Si bien es cierto que la naturaleza sigue su propio ritmo, ajena por completo a nuestros calendarios impostados, la transición se acelera y las primeras lluvias otoñales acarician los suelos un tanto resecos que agradecen, al igual que yo, un poco menos de calor.

En otoño se disfruta la belleza de los ocres y rojos entreverados con verdes que se niegan a irse, los frutos y otras viandas propias se reverencian con fervor casi religioso. En todo caso, lo notable de este momento de transformación hacia la época oscura del año es la narrativa del cambio y cómo su verbo, personajes y trama, desenlazan en una, si no la más, sustanciosa y opulenta estación.

Me voy a dejar ya de romanticismos.

Lo que interesa es el guisar, comer y vuelta a empezar. A fin de cuentas, es este un placer que, bien gestionado, aporta más alegrías que arrepentimientos.
Más allá de la maravillosa caza, las sabrosísimas setas, las avellanas, nueces y castañas, jugosos higos o manzanas, existen otros propios del otoño que han caído en el abandono de la, a veces, frágil memoria popular.

De estos, hay uno en concreto que me apasiona: el carápanu, carampano, carapu o cíparu (todos nombres en Asturias y alrededores). Lo que viene siendo el níspero europeo o nispolero y su fruto, níspola.

De nombre botánico Mespilus germánica, árbol o arbusto (no lo tengo claro ya que hay discrepancia entre autores) del que se ha aprovechado todo, no solo sus frutos. En Valencia, por ejemplo, se utilizaron sus hojas como ingrediente en fórmulas medicinales para tratar resfriados.

Su madera para combustible y fabricación de multitud de útiles, entre ellos látigos, mangos de paraguas o tableros de ajedrez (Erice, 2019). En estado natural, este vegetal tiene espinas, mientras que su variedad domesticada carece de ellos.
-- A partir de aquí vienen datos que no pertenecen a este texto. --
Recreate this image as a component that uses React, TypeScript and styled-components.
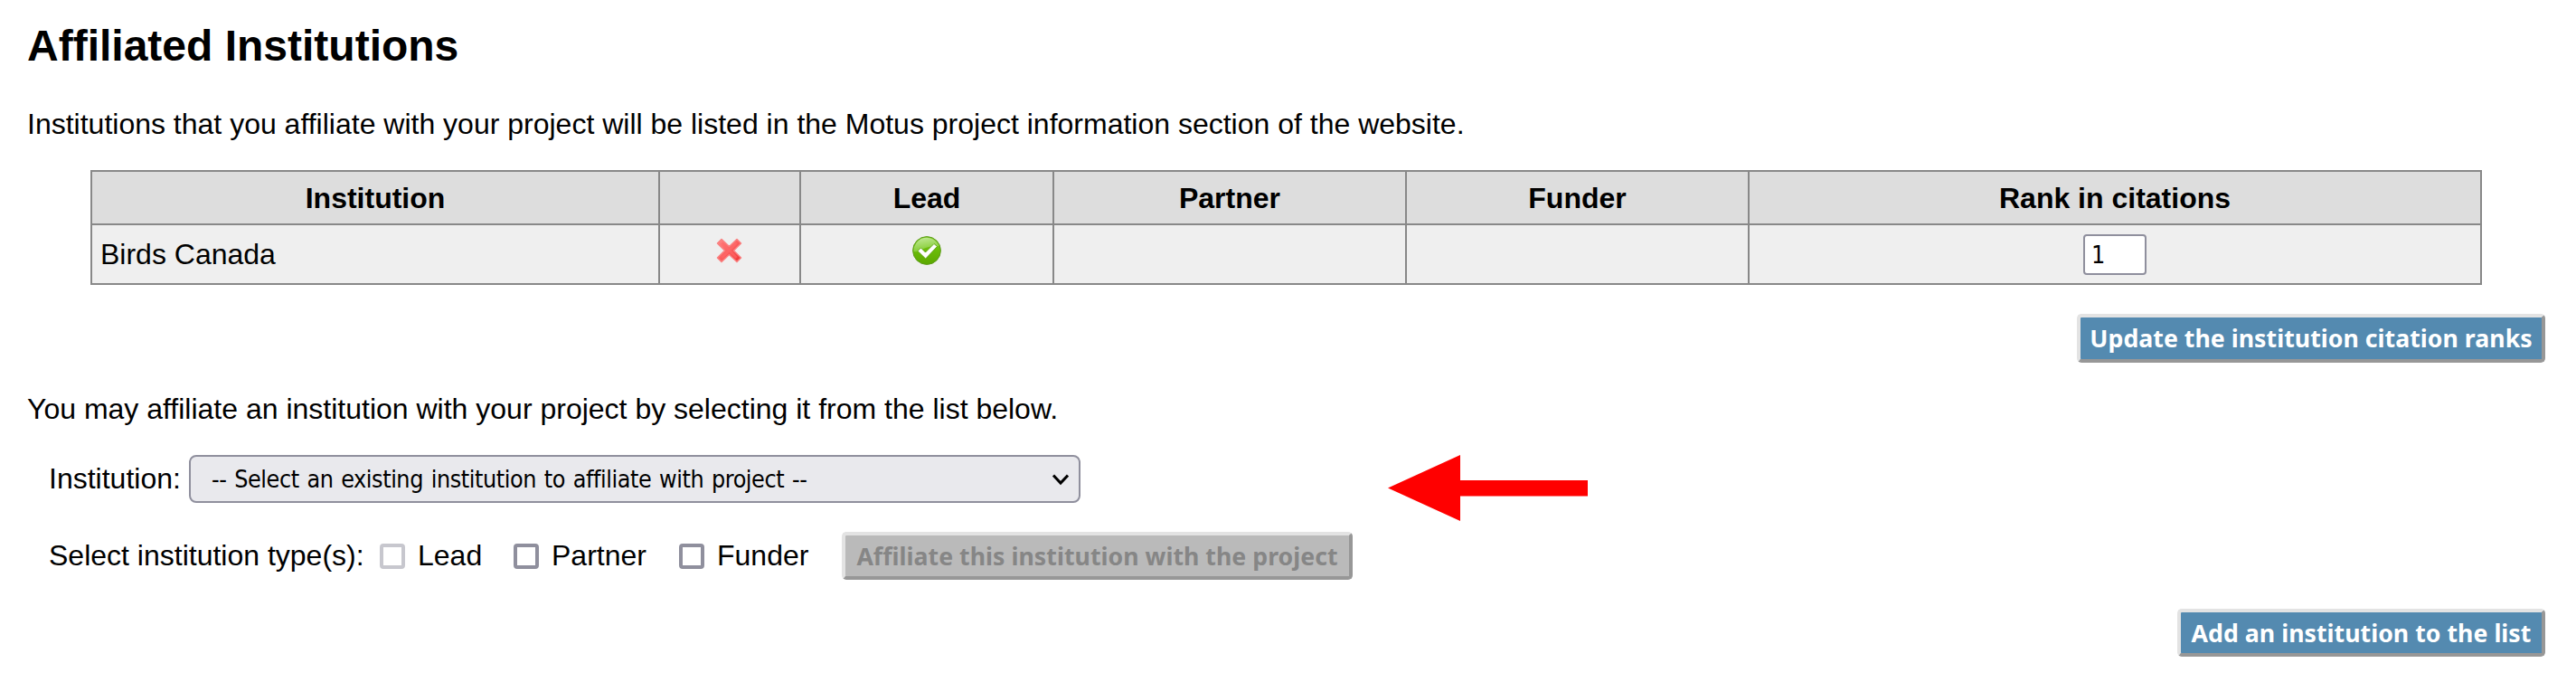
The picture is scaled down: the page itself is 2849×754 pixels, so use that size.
import React from "react";
import styled, { createGlobalStyle } from "styled-components";

const Global = createGlobalStyle`
  * { box-sizing: border-box; }
  body { margin: 0; background: #fff; color: #000; font: 32px/36px "Liberation Sans", Arial, sans-serif; }
`;
const controlFont = `"DejaVu Sans Condensed", "DejaVu Sans", Tahoma, sans-serif`;

const Page = styled.main`
  width: 2849px; height: 754px; padding: 23px 34px 0 30px; overflow: hidden;
`;
const Title = styled.h1`
  margin: 0; font-size: 48px; line-height: 55px; font-weight: 700;
`;
const Intro = styled.p<{ $top: number }>`
  margin: ${(p) => p.$top}px 0 0; white-space: nowrap;
`;
const Table = styled.table`
  width: 2645px; margin: 33px 0 0 70px; border-collapse: collapse; table-layout: fixed;
`;
const Th = styled.th`
  height: 59px; padding: 0 8px; border: 2px solid #888; background: #ddd; font-weight: 700;
`;
const Td = styled.td<{ $center?: boolean }>`
  height: 66px; padding: 0 9px; border: 2px solid #888; background: #efefef;
  text-align: ${(p) => (p.$center ? "center" : "left")};
`;
const IconHolder = styled.span`
  display: flex; justify-content: center; height: 41px;
`;
const RankInput = styled.input`
  display: block; width: 70px; height: 45px; margin: 0 auto; padding: 0 7px;
  border: 2px solid #8f8f9d; border-radius: 4px; background: #fff; color: #000;
  font: 26.67px ${controlFont};
`;
const Actions = styled.div<{ $top: number }>`
  display: flex; justify-content: flex-end; margin-top: ${(p) => p.$top}px;
`;
const Button = styled.button<{ $width: number; $height?: number }>`
  width: ${(p) => p.$width}px; height: ${(p) => p.$height ?? 53}px; padding: 0;
  border: 4px solid; border-color: #e3e3e3 #979797 #979797 #e3e3e3; border-radius: 5px;
  background: #548ab0; color: #fff; white-space: nowrap;
  font: bold 26.67px/32px "Noto Sans", Tahoma, sans-serif;
  letter-spacing: 0.04px;
  &:disabled { background: #bababa; color: #868686; }
`;
const FormRow = styled.div<{ $top: number }>`
  display: flex; align-items: center; height: 53px; margin: ${(p) => p.$top}px 0 0 24px;
`;
const Caption = styled.span<{ $width?: number }>`
  width: ${(p) => (p.$width ? `${p.$width}px` : "auto")}; padding-bottom: 2px; white-space: nowrap;
`;
const SelectBox = styled.div`
  display: flex; align-items: center; justify-content: space-between;
  width: 986px; height: 53px; padding: 0 11px 0 23px;
  border: 2px solid #8f8f9d; border-radius: 8px; background: #e9e9ed;
  font: 26.67px/32px ${controlFont}; white-space: nowrap;
  letter-spacing: -0.43px; word-spacing: 1.6px;
`;
const ArrowHolder = styled.div`
  align-self: flex-start; height: 73px; margin-left: 340px;
`;
const Option = styled.label<{ $width: number }>`
  display: flex; align-items: center; gap: 14px; width: ${(p) => p.$width}px;
`;
const Checkbox = styled.input`
  appearance: none; flex: none; width: 28px; height: 28px; margin: 0;
  border: 4px solid #8f8f9d; border-radius: 4px; background: #fff;
  &:disabled { border-color: #c7c7ce; }
`;

const columns = [
  { name: "Institution", width: 628 },
  { name: "", width: 156 },
  { name: "Lead", width: 280 },
  { name: "Partner", width: 390 },
  { name: "Funder", width: 379 },
  { name: "Rank in citations", width: 810 },
];

const DeleteIcon = () => (
  <svg width="32" height="32" viewBox="0 0 32 32">
    <defs>
      <linearGradient id="cross" x1="0" y1="0" x2="1" y2="1">
        <stop offset="0" stopColor="#ff8a8a" />
        <stop offset=".5" stopColor="#fb5e5e" />
        <stop offset="1" stopColor="#ee3030" />
      </linearGradient>
    </defs>
    <path d="M7 3.500 15.500 11.500 24 3.500 28.500 8 20.500 16 28.500 24 24 28.500 15.500 20.500 7 28.500 2.500 24 10.500 16 2.500 8Z" fill="url(#cross)" stroke="#f98080" strokeWidth="1.500" strokeLinejoin="round" />
    <path d="M7.500 7.500 23.500 24M23.500 7.500 7.500 24" stroke="#ff6b6b" strokeWidth="3" opacity=".6" />
  </svg>
);

const CheckIcon = () => (
  <svg width="32" height="32" viewBox="0 0 32 32">
    <defs>
      <linearGradient id="disc" x1="0" y1="0" x2="0" y2="1">
        <stop offset="0" stopColor="#7fca27" />
        <stop offset=".5" stopColor="#6abb08" />
        <stop offset="1" stopColor="#5ca800" />
      </linearGradient>
      <linearGradient id="shine" x1="0" y1="0" x2=".3" y2="1">
        <stop offset="0" stopColor="#c5ea9c" />
        <stop offset="1" stopColor="#82cc30" />
      </linearGradient>
    </defs>
    <circle cx="16" cy="16" r="15.400" fill="url(#disc)" stroke="#5d9b1b" strokeWidth="1" />
    <path d="M1.500 17A14.500 14.500 0 0 1 29.500 11C22 11 16 12 11 14.500C7 16.500 4 18 1.500 17Z" fill="url(#shine)" />
    <path d="M6 16.500 9.500 13 14.500 18 24 8.500 27.500 11.500 14.700 25Z" fill="#fff" stroke="#559c08" strokeWidth=".8" />
  </svg>
);

export default function App() {
  return (
    <>
      <Global />
      <Page>
        <Title>Affiliated Institutions</Title>
        <Intro $top={41}>
          Institutions that you affiliate with your project will be listed in the Motus project information section of the website.
        </Intro>
        <Table>
          <colgroup>
            {columns.map((c, i) => <col key={i} width={c.width} />)}
          </colgroup>
          <thead>
            <tr>{columns.map((c, i) => <Th key={i}>{c.name}</Th>)}</tr>
          </thead>
          <tbody>
            <tr>
              <Td>Birds Canada</Td>
              <Td><IconHolder><DeleteIcon /></IconHolder></Td>
              <Td><IconHolder><CheckIcon /></IconHolder></Td>
              <Td />
              <Td />
              <Td $center><RankInput defaultValue="1" /></Td>
            </tr>
          </tbody>
        </Table>
        <Actions $top={32}>
          <Button $width={518} $height={54}>Update the institution citation ranks</Button>
        </Actions>
        <Intro $top={33}>You may affiliate an institution with your project by selecting it from the list below.</Intro>
        <FormRow $top={33}>
          <Caption $width={155}>Institution:</Caption>
          <SelectBox>
            <span>-- Select an existing institution to affiliate with project --</span>
            <svg width="20" height="14" viewBox="0 0 20 14" fill="none" stroke="#000" strokeWidth="3">
              <path d="M3 2.500 11 11 19 2.500" />
            </svg>
          </SelectBox>
          <ArrowHolder>
            <svg width="222" height="73" viewBox="0 0 222 73">
              <path d="M0 36.500 80 0V28H221V45.500H80V73Z" fill="#f00" />
            </svg>
          </ArrowHolder>
        </FormRow>
        <FormRow $top={32}>
          <Caption $width={366}>Select institution type(s):</Caption>
          <Option $width={148}><Checkbox type="checkbox" disabled /><Caption>Lead</Caption></Option>
          <Option $width={183}><Checkbox type="checkbox" /><Caption>Partner</Caption></Option>
          <Option $width={180}><Checkbox type="checkbox" /><Caption>Funder</Caption></Option>
          <Button $width={565} disabled>Affiliate this institution with the project</Button>
        </FormRow>
        <Actions $top={32}>
          <Button $width={407}>Add an institution to the list</Button>
        </Actions>
      </Page>
    </>
  );
}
El fruto madura en la profundidad del otoño, debiendo comerse cuando su consistencia es floja y su carne torna hacia pulpa marrón que da la sensación de estar podrida. Tratar de consumir el fruto antes de llegar a este estado resulta desagradable debido a su astringencia.
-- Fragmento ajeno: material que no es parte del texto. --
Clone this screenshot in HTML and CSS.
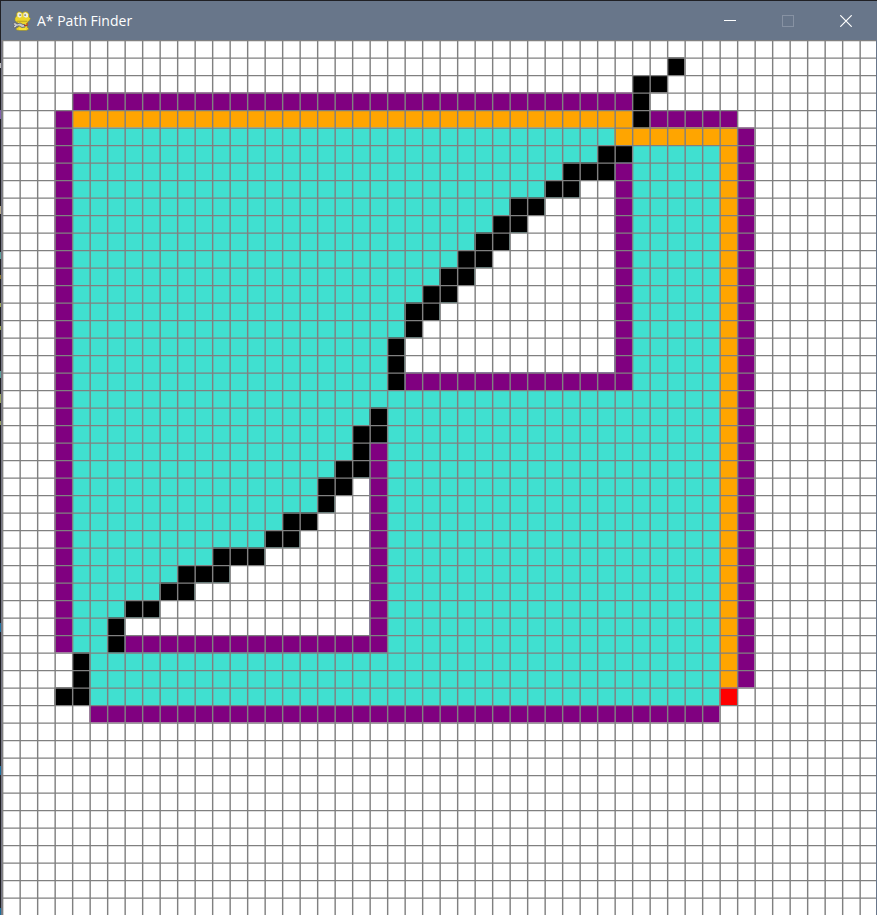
FILE: index.html
```
<!DOCTYPE html>
<html lang="en">
<head>
<meta charset="utf-8">
<title>A* Path Finder</title>
<link rel="stylesheet" href="styles.css">
</head>
<body>
<div class="window">
  <header class="titlebar">
    <svg class="app-icon" viewBox="0 0 20 20" aria-hidden="true">
      <path d="M4.500 2.500 6 .8 8.500 .8 10.500 2 12 .8 15 .8 17 3 17 6 18.500 7.500 17.500 9.500 15.500 11 15.500 13 15 16 17 18 14.500 19.500H8L4.500 19 4 17.500 6.500 16 6 12 4.500 11 3 9.500 3 7 4.500 5Z" fill="#ecd52b" stroke="#8f8430" stroke-width=".5"/>
      <path d="M5.500 2.500 7 1.300 9.500 2.500V6L7.500 6.800 5.500 5.500ZM11.500 2.500 13.500 1.300 16 3V6L14 6.800 11.500 5.500Z" fill="#ededE4"/>
      <path d="M7.500 3.300h1.200v1.700H7.500zM12.500 3.300h1.200v1.700h-1.200z" fill="#6b6d68"/>
      <path d="M5 10.300h10" stroke="#b09a22" stroke-width=".8" fill="none"/>
      <path d="M1 12.500 3 11.500 5 13 8 12 11 13.500 13 13.500V16L10 16.500 7 14.800 4.500 15.500 3 17 1 16 2.500 14.500Z" fill="#c8c9cd" stroke="#5d5f66" stroke-width=".8"/>
      <path d="M12 14.500h3M15 12v3" stroke="#b33a25" stroke-width="1.200" fill="none"/>
      <path d="M7 18h7" stroke="#fff04a" fill="none"/>
    </svg>
    <h1 class="title">A* Path Finder</h1>
    <div class="controls">
      <button class="control" type="button" aria-label="Minimize">
        <svg viewBox="0 0 12 12"><path d="M0 5.500h12"/></svg>
      </button>
      <button class="control" type="button" aria-label="Maximize" disabled>
        <svg viewBox="0 0 12 12"><path d="M.5 .5h11v11H.5z"/></svg>
      </button>
      <button class="control" type="button" aria-label="Close">
        <svg class="smooth" viewBox="0 0 12 12"><path d="M.3 .3 11.700 11.700M11.700 .3.3 11.700"/></svg>
      </button>
    </div>
  </header>
  <main class="stage">
    <svg class="board" viewBox="0 0 800 800" role="img" aria-label="Search grid with barriers and the shortest path">
      <rect width="800" height="800" fill="#fff"/>
      <g transform="scale(16)">
        <path class="closed" d="M4 5H41V38H5V35H4Z"/>
        <path class="empty" d="M33 8H35V19H23V17H24V16H25V15H26V14H27V13H28V12H29V11H30V10H31V9H33Z"/>
        <path class="empty" d="M20 25H21V34H7V33H9V32H11V31H13V30H15V29H17V28H18V27H19V26H20Z"/>
        <path class="open" d="M4 3H36V4H4ZM3 4H4V35H3ZM37 4H42V5H37ZM42 5H43V37H42ZM5 38H41V39H5Z"/>
        <path class="open" d="M35 7H36V20H23V19H35ZM21 23H22V35H7V34H21Z"/>
        <path class="path" d="M4 4H36V5H42V37H41V6H35V5H4Z"/>
        <path class="end" d="M41 37h1v1h-1z"/>
        <path class="barrier" d="M38 1h1v1h-1zM36 2h2v1h-2zM36 3h1v2h-1zM34 6h2v1h-2zM32 7h3v1h-3zM31 8h2v1h-2zM29 9h2v1h-2zM28 10h2v1h-2zM27 11h2v1h-2zM26 12h2v1h-2zM25 13h2v1h-2zM24 14h2v1h-2zM23 15h2v1h-2zM23 16h1v1h-1zM22 17h1v3h-1z"/>
        <path class="barrier" d="M21 21h1v1h-1zM20 22h2v1h-2zM20 23h1v1h-1zM19 24h2v1h-2zM18 25h2v1h-2zM18 26h1v1h-1zM16 27h2v1h-2zM15 28h2v1h-2zM12 29h3v1h-3zM10 30h3v1h-3zM9 31h2v1h-2zM7 32h2v1h-2zM6 33h1v2h-1zM4 35h1v3h-1zM3 37h1v1h-1z"/>
      </g>
      <path class="lines" id="lines"/>
    </svg>
  </main>
</div>
<script src="grid.js"></script>
</body>
</html>
```
FILE: styles.css
```
* {
  box-sizing: border-box;
}

body {
  margin: 0;
  background: #1c1c20;
}

.window {
  position: relative;
  border-top: 1px solid #202024;
  border-left: 1px solid #202024;
  overflow: hidden;
}

/* Slivers of the editor behind the window's left edge */
body::before {
  content: "";
  position: absolute;
  z-index: 1;
  left: 0;
  top: 0;
  width: 1px;
  height: 100%;
  background: linear-gradient(
    #202024 63px, #bbb 63px 68px, #202024 68px 110px,
    #8060a8 110px 119px, #202024 119px 206px,
    #b5a98c 206px 214px, #202024 214px 252px,
    #5a9d98 252px 259px, #202024 259px 275px,
    #89712a 275px 279px, #202024 279px 303px,
    #96a050 303px 307px, #202024 307px 326px,
    #96a050 326px 330px, #202024 330px 371px,
    #5a9d98 371px 378px, #202024 378px 394px,
    #96a060 394px 403px, #202024 403px 421px,
    #96a060 421px 425px, #202024 425px 623px,
    #1c6f9c 623px 632px, #202024 632px 766px,
    #1c6f9c 766px 775px, #202024 775px 908px,
    #1c6f9c 908px);
}

/* Right frame edge, drawn over the board */
.window::after {
  content: "";
  position: absolute;
  top: 0;
  right: 0;
  bottom: 0;
  width: 1px;
  background: #68768a;
}

.titlebar {
  display: flex;
  align-items: center;
  height: 39px;
  padding: 0 2px 0 11px;
  background: #68768a;
  color: #fff;
}

.app-icon {
  width: 20px;
  height: 20px;
}

.title {
  flex: 1;
  margin: 0;
  padding-left: 5px;
  font: 400 14px/20px "Open Sans", "Noto Sans", sans-serif;
}

.controls {
  display: flex;
  align-self: stretch;
}

.control {
  display: flex;
  align-items: center;
  justify-content: center;
  width: 58px;
  padding: 0;
  border: 0;
  background: none;
  color: #fff;
}

.control:disabled {
  color: #8792a3;
}

.control svg {
  width: 12px;
  height: 12px;
  fill: none;
  stroke: currentColor;
  shape-rendering: crispEdges;
}

.control .smooth {
  shape-rendering: auto;
  stroke-width: 1.2;
}

.stage {
  border-left: 1px solid #777785;
}

.board {
  display: block;
  width: 100%;
}

.closed { fill: #40e0d0; }
.open { fill: #800080; }
.path { fill: #ffa500; }
.end { fill: #f00; }
.barrier { fill: #000; }
.empty { fill: #fff; }

.lines {
  fill: none;
  stroke: #808080;
  stroke-width: 1.3;
}
```
FILE: grid.js
```
// 50 x 50 cells, each 16 units wide
let d = "";
for (let i = 0; i < 50; i++) {
  const p = i * 16 + 0.6;
  d += `M0 ${p}H800M${p} 0V800`;
}
document.getElementById("lines").setAttribute("d", d);
```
De manera tradicional se han almacenado entre paja y flanqueados por manzanas para provocar su maduración. Al alcanzar el punto óptimo se vuelve azúcar, con un sabor que recuerda a la magaya resultante del prensado de la manzana durante el proceso de elaboración de la sidra. De textura pulposa y cierto toque alcohólico, satura con rapidez el paladar. Aunque quieras comer muchos no te lo lleva la lengua. La lástima es que no aguantan demasiado tiempo maduros y pronto comienzan a fermentar, avinagrar y perderse, volviéndose necesario llevar su formato natural al de mermelada u otros.

Ricos en carbohidratos y minerales, los carápanos se han utilizado, en ciertas zonas de Cataluña, con fines medicinales para tratar las diarreas. En Asturias y resto de Picos de Europa también como medicina, esta vez para el alma en forma de licor, sin olvidar su uso como aromático para vinos y, por evolución natural, vinagres.

Su morfología ha llevado a las gentes de antaño a inventar dichos sobre este fruto, como por ejemplo “Cinco oreyes y un pie, cíparu e.” recogido en varios concejos asturianos diferenciado tan solo por la gramática propia de cada zona.

Pese a que en nuestro país su consumo ha ido en continuado declive hasta casi su extinción, en otros lugares de la vieja Europa como en el Piamonte (Italia) aún mantiene su relevancia. Muestra de ello son los festejos alrededor del “Puciu”, coincidente con San Nicolao, celebrándose fruto y santo mediante una vigilia en la que los hombres, entre otras cosas, cocinan una contundente sopa.

Si no lo has probado, te invito a que lo hagas y descubrirás uno de esos sabores que permanecen dormidos en nuestra memoria genética. Por mi parte, que casi puedo escuchar como maduran, vaticino un agradable empacho.